D’autres attentats ont déjà meurtri les démocraties. De tous, c’est celui là le pire par son ampleur et sa portée symbolique. Il frappe de toute sa cruauté au cœur de la Liberté, là où la douleur de ses partisans est la plus intense. New York n’est pas une ville comme les autres. Elle est le symbole de ces millions d’immigrants venus chercher la terre promise, de ce rêve américain de justice et de liberté, d’une nouvelle frontière qu’il faut toujours dépasser. New York est la ville des « Liberty Ships » partis vers l’Europe en 1944 pour vaincre l’oppression nazie. Alors quand la caméra a saisi Manhattan recouverte de fumée, plongée dans l’apocalypse de l’instant, avec au premier plan la statue de la Liberté inflexible, je suis certain que nombreux sont ceux dans le monde entier qui n’ont pu retenir leurs larmes.

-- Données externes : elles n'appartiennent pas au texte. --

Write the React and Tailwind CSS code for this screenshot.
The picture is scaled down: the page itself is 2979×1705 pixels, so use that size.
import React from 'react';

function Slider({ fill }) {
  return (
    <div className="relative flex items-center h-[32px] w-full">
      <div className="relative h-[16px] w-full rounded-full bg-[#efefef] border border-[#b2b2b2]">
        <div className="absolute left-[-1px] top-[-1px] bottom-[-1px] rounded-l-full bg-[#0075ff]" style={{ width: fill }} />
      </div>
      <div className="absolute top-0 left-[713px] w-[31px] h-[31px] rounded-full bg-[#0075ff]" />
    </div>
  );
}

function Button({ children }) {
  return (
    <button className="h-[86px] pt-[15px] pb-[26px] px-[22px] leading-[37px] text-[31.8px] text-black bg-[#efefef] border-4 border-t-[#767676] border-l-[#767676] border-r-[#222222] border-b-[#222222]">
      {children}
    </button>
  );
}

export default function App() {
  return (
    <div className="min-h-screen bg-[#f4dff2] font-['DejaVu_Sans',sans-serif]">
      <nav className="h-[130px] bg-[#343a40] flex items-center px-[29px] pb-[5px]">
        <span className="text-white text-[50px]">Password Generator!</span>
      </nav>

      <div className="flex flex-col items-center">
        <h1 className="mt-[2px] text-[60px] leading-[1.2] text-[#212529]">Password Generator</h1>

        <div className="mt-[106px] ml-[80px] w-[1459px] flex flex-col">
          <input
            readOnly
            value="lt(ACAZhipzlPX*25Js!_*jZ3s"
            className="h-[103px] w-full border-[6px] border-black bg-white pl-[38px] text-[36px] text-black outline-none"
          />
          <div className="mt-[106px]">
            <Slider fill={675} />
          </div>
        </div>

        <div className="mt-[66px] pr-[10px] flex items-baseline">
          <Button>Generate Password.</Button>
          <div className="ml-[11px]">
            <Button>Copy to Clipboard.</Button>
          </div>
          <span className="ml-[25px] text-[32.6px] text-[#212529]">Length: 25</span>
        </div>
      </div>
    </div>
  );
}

Qui a perpétré ce crime ? Aux yeux de l’Histoire, peu importe... On devra trouver les coupables, certes, mais finalement leurs visages ou leurs noms n’ont pas d’importance. Peu importe leur nationalité, leur religion ou leur conviction politique, rien ne justifiera jamais de tels actes. Qu’ils soient chrétiens, juifs, musulmans ou laïques n’est qu’un détail. Ils sont avant tout des fanatiques, prêts à porter la mort et à détruire la Liberté au nom de leurs dogmes. Le fanatisme n’a pas de visage sauf celui d’une violence aveugle par nature. Il est l’ennemi universel de l’émancipation de l’Homme. Il combat par la haine et la terreur, usant de procédés lâches qui ne méritent que le mépris. Non, ce n’est pas Pearl Harbor : ici ce ne sont pas des militaires mais des civils qui sont morts, assassinés par un agresseur anonyme qui peut se terrer partout sur la planète. Ces événements font tragiquement écho à l’attentat mené l’avant-veille contre le commandant Massoud, dernier et unique espoir dans la lutte contre un fanatisme bien identifié, celui des talibans en Afghanistan, que nous avions déjà eu l’occasion de dénoncer dans ces colonnes.

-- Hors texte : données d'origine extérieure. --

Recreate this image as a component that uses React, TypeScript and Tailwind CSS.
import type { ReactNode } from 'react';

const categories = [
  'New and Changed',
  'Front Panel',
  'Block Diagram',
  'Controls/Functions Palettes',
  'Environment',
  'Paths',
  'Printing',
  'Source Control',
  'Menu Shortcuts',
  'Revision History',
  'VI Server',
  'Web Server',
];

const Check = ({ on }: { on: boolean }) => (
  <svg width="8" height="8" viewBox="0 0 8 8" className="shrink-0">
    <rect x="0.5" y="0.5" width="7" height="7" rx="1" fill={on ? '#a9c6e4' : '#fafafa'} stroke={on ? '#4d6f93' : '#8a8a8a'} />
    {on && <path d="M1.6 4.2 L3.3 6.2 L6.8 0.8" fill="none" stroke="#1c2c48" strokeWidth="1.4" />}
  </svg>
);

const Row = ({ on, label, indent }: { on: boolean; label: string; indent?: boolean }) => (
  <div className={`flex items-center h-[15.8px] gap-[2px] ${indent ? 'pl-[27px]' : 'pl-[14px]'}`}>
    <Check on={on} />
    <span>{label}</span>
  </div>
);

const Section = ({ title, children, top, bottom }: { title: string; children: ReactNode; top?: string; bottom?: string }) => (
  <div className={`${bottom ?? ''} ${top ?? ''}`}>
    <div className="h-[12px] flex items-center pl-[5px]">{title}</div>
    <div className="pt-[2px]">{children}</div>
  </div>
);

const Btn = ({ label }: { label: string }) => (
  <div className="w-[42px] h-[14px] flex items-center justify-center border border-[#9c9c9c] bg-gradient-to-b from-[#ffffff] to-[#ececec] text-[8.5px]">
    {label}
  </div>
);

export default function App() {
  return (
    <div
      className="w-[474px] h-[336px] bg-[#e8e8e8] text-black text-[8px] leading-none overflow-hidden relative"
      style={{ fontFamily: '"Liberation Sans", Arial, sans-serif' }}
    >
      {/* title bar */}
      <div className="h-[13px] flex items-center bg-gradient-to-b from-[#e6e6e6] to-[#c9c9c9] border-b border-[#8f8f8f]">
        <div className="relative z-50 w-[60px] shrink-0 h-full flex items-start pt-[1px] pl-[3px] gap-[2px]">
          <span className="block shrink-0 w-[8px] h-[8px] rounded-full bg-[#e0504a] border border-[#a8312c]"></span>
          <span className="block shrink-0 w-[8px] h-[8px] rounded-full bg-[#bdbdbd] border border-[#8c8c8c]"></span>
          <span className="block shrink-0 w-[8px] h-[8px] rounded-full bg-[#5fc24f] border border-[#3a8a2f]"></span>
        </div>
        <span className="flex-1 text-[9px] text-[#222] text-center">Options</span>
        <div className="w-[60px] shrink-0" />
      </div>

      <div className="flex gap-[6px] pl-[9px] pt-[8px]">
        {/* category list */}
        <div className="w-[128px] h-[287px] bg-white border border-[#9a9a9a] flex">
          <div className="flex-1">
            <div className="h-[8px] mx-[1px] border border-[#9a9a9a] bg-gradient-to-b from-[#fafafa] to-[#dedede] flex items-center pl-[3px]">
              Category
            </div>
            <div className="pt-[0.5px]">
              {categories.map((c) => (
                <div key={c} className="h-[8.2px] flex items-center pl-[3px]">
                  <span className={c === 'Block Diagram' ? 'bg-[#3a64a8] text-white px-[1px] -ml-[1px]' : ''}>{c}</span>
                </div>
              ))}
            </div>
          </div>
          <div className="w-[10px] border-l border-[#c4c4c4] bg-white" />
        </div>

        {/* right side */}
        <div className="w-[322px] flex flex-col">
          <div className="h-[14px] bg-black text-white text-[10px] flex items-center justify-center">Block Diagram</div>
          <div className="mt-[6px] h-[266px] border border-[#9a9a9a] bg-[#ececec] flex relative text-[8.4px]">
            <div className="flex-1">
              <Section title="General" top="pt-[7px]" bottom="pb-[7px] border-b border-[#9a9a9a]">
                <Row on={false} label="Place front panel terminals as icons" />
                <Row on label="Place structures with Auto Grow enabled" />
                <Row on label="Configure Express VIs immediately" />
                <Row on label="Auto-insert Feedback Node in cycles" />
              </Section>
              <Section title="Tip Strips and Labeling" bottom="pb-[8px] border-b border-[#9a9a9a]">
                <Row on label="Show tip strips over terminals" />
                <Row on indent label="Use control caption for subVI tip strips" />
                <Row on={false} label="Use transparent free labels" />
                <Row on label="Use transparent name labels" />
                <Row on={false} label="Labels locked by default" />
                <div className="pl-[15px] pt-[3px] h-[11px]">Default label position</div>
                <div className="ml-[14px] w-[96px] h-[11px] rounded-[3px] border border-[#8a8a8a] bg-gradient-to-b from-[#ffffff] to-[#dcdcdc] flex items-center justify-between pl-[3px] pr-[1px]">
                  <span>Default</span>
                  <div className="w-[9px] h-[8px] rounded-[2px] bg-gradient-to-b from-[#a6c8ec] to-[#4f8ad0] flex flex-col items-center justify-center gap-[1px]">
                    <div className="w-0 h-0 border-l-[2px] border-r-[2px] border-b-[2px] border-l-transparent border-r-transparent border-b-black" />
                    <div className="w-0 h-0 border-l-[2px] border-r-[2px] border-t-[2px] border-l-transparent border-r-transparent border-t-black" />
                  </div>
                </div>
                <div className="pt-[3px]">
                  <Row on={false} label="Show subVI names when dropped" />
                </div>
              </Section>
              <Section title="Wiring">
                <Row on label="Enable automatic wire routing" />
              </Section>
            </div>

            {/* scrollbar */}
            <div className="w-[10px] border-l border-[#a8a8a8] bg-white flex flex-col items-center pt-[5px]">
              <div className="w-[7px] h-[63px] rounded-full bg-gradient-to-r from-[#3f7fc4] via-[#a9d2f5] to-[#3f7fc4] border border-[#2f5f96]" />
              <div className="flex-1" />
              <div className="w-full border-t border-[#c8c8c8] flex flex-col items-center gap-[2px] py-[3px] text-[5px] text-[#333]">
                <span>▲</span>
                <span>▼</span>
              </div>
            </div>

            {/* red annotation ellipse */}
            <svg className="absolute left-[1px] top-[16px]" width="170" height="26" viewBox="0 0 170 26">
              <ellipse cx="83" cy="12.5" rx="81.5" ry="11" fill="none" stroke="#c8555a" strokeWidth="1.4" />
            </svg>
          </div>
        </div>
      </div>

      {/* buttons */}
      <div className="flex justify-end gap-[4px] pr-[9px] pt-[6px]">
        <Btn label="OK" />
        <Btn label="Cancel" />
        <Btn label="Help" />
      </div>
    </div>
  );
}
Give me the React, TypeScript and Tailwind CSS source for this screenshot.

Dans ces circonstances tragiques, il convient de rester digne et de ne céder en rien. Il faut nous jouer de la peur que veulent nous inculquer nos adversaires. Offrons aux bourreaux de la Liberté un visage lisse. Ne leur laissons pas croire qu’ils peuvent nous impressionner par leur sauvagerie. Ces hommes là ne savent pas le prix d’une vie humaine. Ils ne comprennent pas l’idée de la Liberté, son caractère tellement humain, chevillé au creux de nos aspirations les plus profondes. Ils nient l’Homme et n’aspirent qu’à la mort. « Que répondre à un homme qui vous dit qu’il aime mieux obéir à Dieu qu’aux hommes, et qui en conséquence, est sûr de mériter la mort en vous égorgeant ? » Voltaire (Dictionnaire Philosophique, article « Fanatisme », 1764)

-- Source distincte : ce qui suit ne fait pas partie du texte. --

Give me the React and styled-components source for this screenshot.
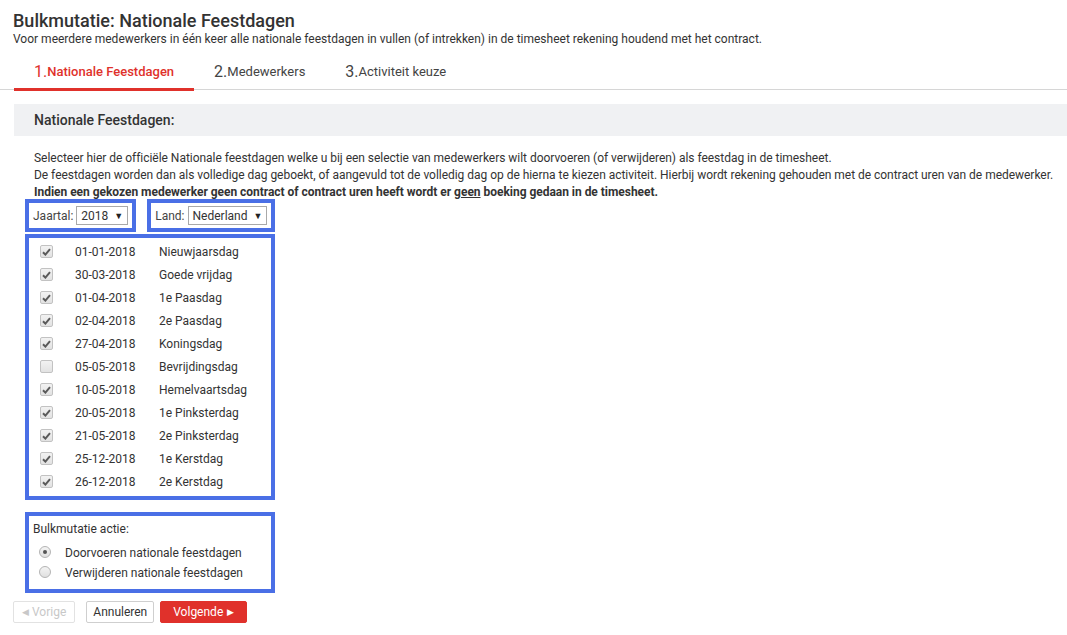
import React from 'react';
import styled, { createGlobalStyle } from 'styled-components';

const GlobalStyle = createGlobalStyle`
  body {
    margin: 0;
    background: #fff;
    font-family: Roboto, "Liberation Sans", Arial, sans-serif;
    color: #333;
  }
`;

const Page = styled.div`
  width: 1067px;
  min-height: 635px;
  overflow: hidden;
`;

const Header = styled.div`
  padding: 10px 0 0 13px;
`;

const Title = styled.h1`
  margin: 0;
  font-size: 18px;
  font-weight: 500;
  line-height: 22px;
  color: #333;
`;

const Subtitle = styled.div`
  font-size: 12px;
  line-height: 15px;
  color: #333;
`;

const Tabs = styled.div`
  display: flex;
  margin-top: 7px;
  padding-left: 14px;
  border-bottom: 1px solid #d6d6d6;
`;

const Tab = styled.div`
  padding: 0 20px;
  height: 34px;
  display: flex;
  align-items: center;
  font-size: 13px;
  color: ${p => (p.$active ? '#e0312b' : '#444')};
  font-weight: ${p => (p.$active ? 500 : 400)};
  border-bottom: 3px solid ${p => (p.$active ? '#e0312b' : 'transparent')};
  margin-bottom: -2px;
`;

const TabNum = styled.span`
  font-size: 16px;
  font-weight: 400;
`;

const Content = styled.div`
  padding: 14px 0 0 14px;
`;

const SectionHead = styled.div`
  background: #f0f1f3;
  height: 32px;
  display: flex;
  align-items: center;
  padding-left: 20px;
  font-size: 14px;
  font-weight: 500;
  color: #333;
`;

const Intro = styled.div`
  padding: 14px 0 0 20px;
  font-size: 12px;
  line-height: 17px;
  letter-spacing: -0.03px;
  color: #333;
`;

const Strong = styled.div`
  font-weight: 700;
`;

const Underline = styled.span`
  text-decoration: underline;
`;

const Body = styled.div`
  padding-left: 11px;
`;

const Filters = styled.div`
  display: flex;
  gap: 11px;
  margin-top: -2px;
`;

const Marked = styled.div`
  border: 4px solid #4a6fe6;
  padding: ${p => p.$pad || '0 4px'};
  width: ${p => (p.$w ? p.$w + 'px' : 'auto')};
  box-sizing: border-box;
  margin-top: ${p => (p.$mt || 0)}px;
`;

const FilterInner = styled.div`
  display: flex;
  align-items: center;
  height: 25px;
  gap: 3px;
  font-size: 12px;
  color: #444;
`;

const Select = styled.div`
  display: flex;
  align-items: center;
  justify-content: space-between;
  height: 19px;
  box-sizing: border-box;
  border: 1px solid #a9a9a9;
  padding: 0 4px 0 4px;
  gap: 6px;
  font-size: 12px;
  color: #333;
  background: #fff;
`;

const Caret = styled.span`
  font-size: 9px;
  color: #222;
`;

const List = styled.div`
  padding: 2px 0 3px 11px;
`;

const Row = styled.div`
  display: flex;
  align-items: center;
  height: 23px;
  font-size: 12px;
  color: #333;
`;

const Check = styled.span`
  width: 13px;
  height: 13px;
  box-sizing: border-box;
  border: 1px solid #c2c2c2;
  border-radius: 2px;
  background: linear-gradient(#f2f2f2, #e2e2e2);
  display: flex;
  align-items: center;
  justify-content: center;
  margin-right: 22px;
`;

const DateCell = styled.span`
  width: 84px;
`;

const ActionTitle = styled.div`
  font-size: 12px;
  line-height: 15px;
  padding-top: 6px;
  color: #333;
`;

const RadioGroup = styled.div`
  padding-top: 6px;
`;

const RadioRow = styled.div`
  display: flex;
  align-items: center;
  height: 20px;
  font-size: 12px;
  padding-left: 6px;
  color: #333;
`;

const Radio = styled.span`
  width: 12px;
  height: 12px;
  box-sizing: border-box;
  border-radius: 50%;
  border: 1px solid #b4b4b4;
  background: linear-gradient(#f4f4f4, #e0e0e0);
  display: flex;
  align-items: center;
  justify-content: center;
  margin-right: 14px;
  margin-top: -2px;
`;

const Dot = styled.span`
  width: 4px;
  height: 4px;
  border-radius: 50%;
  background: #555;
`;

const Buttons = styled.div`
  display: flex;
  padding: 8px 0 0 13px;
`;

const Button = styled.div`
  height: 22px;
  box-sizing: border-box;
  display: flex;
  align-items: center;
  padding: 0 ${p => p.$px || 8}px;
  font-size: 12px;
  border-radius: 2px;
  border: 1px solid ${p => (p.$primary ? '#e0312b' : p.$disabled ? '#e2e2e2' : '#cfcfcf')};
  background: ${p => (p.$primary ? '#e0312b' : '#fff')};
  color: ${p => (p.$primary ? '#fff' : p.$disabled ? '#c8c8c8' : '#333')};
  margin-right: ${p => (p.$mr || 0)}px;
`;

const Arrow = styled.span`
  font-size: 9px;
  margin: 0 ${p => (p.$right ? 0 : 3)}px 0 ${p => (p.$right ? 4 : 0)}px;
`;

const holidays = [
  ['01-01-2018', 'Nieuwjaarsdag', true],
  ['30-03-2018', 'Goede vrijdag', true],
  ['01-04-2018', '1e Paasdag', true],
  ['02-04-2018', '2e Paasdag', true],
  ['27-04-2018', 'Koningsdag', true],
  ['05-05-2018', 'Bevrijdingsdag', false],
  ['10-05-2018', 'Hemelvaartsdag', true],
  ['20-05-2018', '1e Pinksterdag', true],
  ['21-05-2018', '2e Pinksterdag', true],
  ['25-12-2018', '1e Kerstdag', true],
  ['26-12-2018', '2e Kerstdag', true],
];

const Tick = () => (
  <svg width="9" height="8" viewBox="0 0 9 8">
    <path d="M1 4.2 L3.4 6.6 L8 1.2" fill="none" stroke="#5a5a5a" strokeWidth="2" />
  </svg>
);

export default function App() {
  return (
    <Page>
      <GlobalStyle />
      <Header>
        <Title>Bulkmutatie: Nationale Feestdagen</Title>
        <Subtitle>
          Voor meerdere medewerkers in één keer alle nationale feestdagen in vullen (of intrekken) in de timesheet rekening houdend met het contract.
        </Subtitle>
      </Header>
      <Tabs>
        <Tab $active><TabNum>1.</TabNum>Nationale Feestdagen</Tab>
        <Tab><TabNum>2.</TabNum>Medewerkers</Tab>
        <Tab><TabNum>3.</TabNum>Activiteit keuze</Tab>
      </Tabs>
      <Content>
        <SectionHead>Nationale Feestdagen:</SectionHead>
        <Intro>
          <div>Selecteer hier de officiële Nationale feestdagen welke u bij een selectie van medewerkers wilt doorvoeren (of verwijderen) als feestdag in de timesheet.</div>
          <div>De feestdagen worden dan als volledige dag geboekt, of aangevuld tot de volledig dag op de hierna te kiezen activiteit. Hierbij wordt rekening gehouden met de contract uren van de medewerker.</div>
          <Strong>Indien een gekozen medewerker geen contract of contract uren heeft wordt er <Underline>geen</Underline> boeking gedaan in de timesheet.</Strong>
        </Intro>
        <Body>
          <Filters>
            <Marked>
              <FilterInner>
                Jaartal: <Select>2018 <Caret>▼</Caret></Select>
              </FilterInner>
            </Marked>
            <Marked>
              <FilterInner>
                Land: <Select>Nederland <Caret>▼</Caret></Select>
              </FilterInner>
            </Marked>
          </Filters>
          <Marked $w={250} $pad="0" $mt={2}>
            <List>
              {holidays.map(([d, n, c]) => (
                <Row key={d}>
                  <Check>{c && <Tick />}</Check>
                  <DateCell>{d}</DateCell>
                  <span>{n}</span>
                </Row>
              ))}
            </List>
          </Marked>
          <Marked $w={250} $pad="0 4px 6px 4px" $mt={12}>
            <ActionTitle>Bulkmutatie actie:</ActionTitle>
            <RadioGroup>
              <RadioRow><Radio><Dot /></Radio>Doorvoeren nationale feestdagen</RadioRow>
              <RadioRow><Radio />Verwijderen nationale feestdagen</RadioRow>
            </RadioGroup>
          </Marked>
        </Body>
      </Content>
      <Buttons>
        <Button $disabled $px={8} $mr={11}><Arrow>◀</Arrow>Vorige</Button>
        <Button $px={6} $mr={6}>Annuleren</Button>
        <Button $primary $px={12}>Volgende<Arrow $right>▶</Arrow></Button>
      </Buttons>
    </Page>
  );
}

Oui, il faut trouver les coupables et les châtier. Mais l’ultime bataille contre le fanatisme ne se gagnera pas sur les champs de bataille ni dans les bureaux des services spéciaux. Elle se jouera dans les consciences de ces kamikazes, de ces forcenés aveugles, de ces hommes de la déraison. Les défenseurs de la Liberté doivent poursuivre leur combat jusqu’au cœur du fanatisme, ils doivent à leur tour faire tomber ses symboles et marquer les esprits. Leurs armes ne sauraient être la terreur ou la haine, mais la justice et la raison. Je ne connais rien de plus puissant que la plume pour combattre le glaive. Elle sera notre premier arsenal contre ce nouveau péril.
Ces actes de sauvagerie ne doivent pas recouvrir de leur ombre le soleil des peuples et des religions, des cultures et des nations : la Liberté. Aux terroristes sans frontières, enragés du chaos ou de la tyrannie, nous devons présenter un front commun et uni. C’est dans cette union de tous les peuples que nous forgerons demain l’espoir d’un monde sans fanatisme.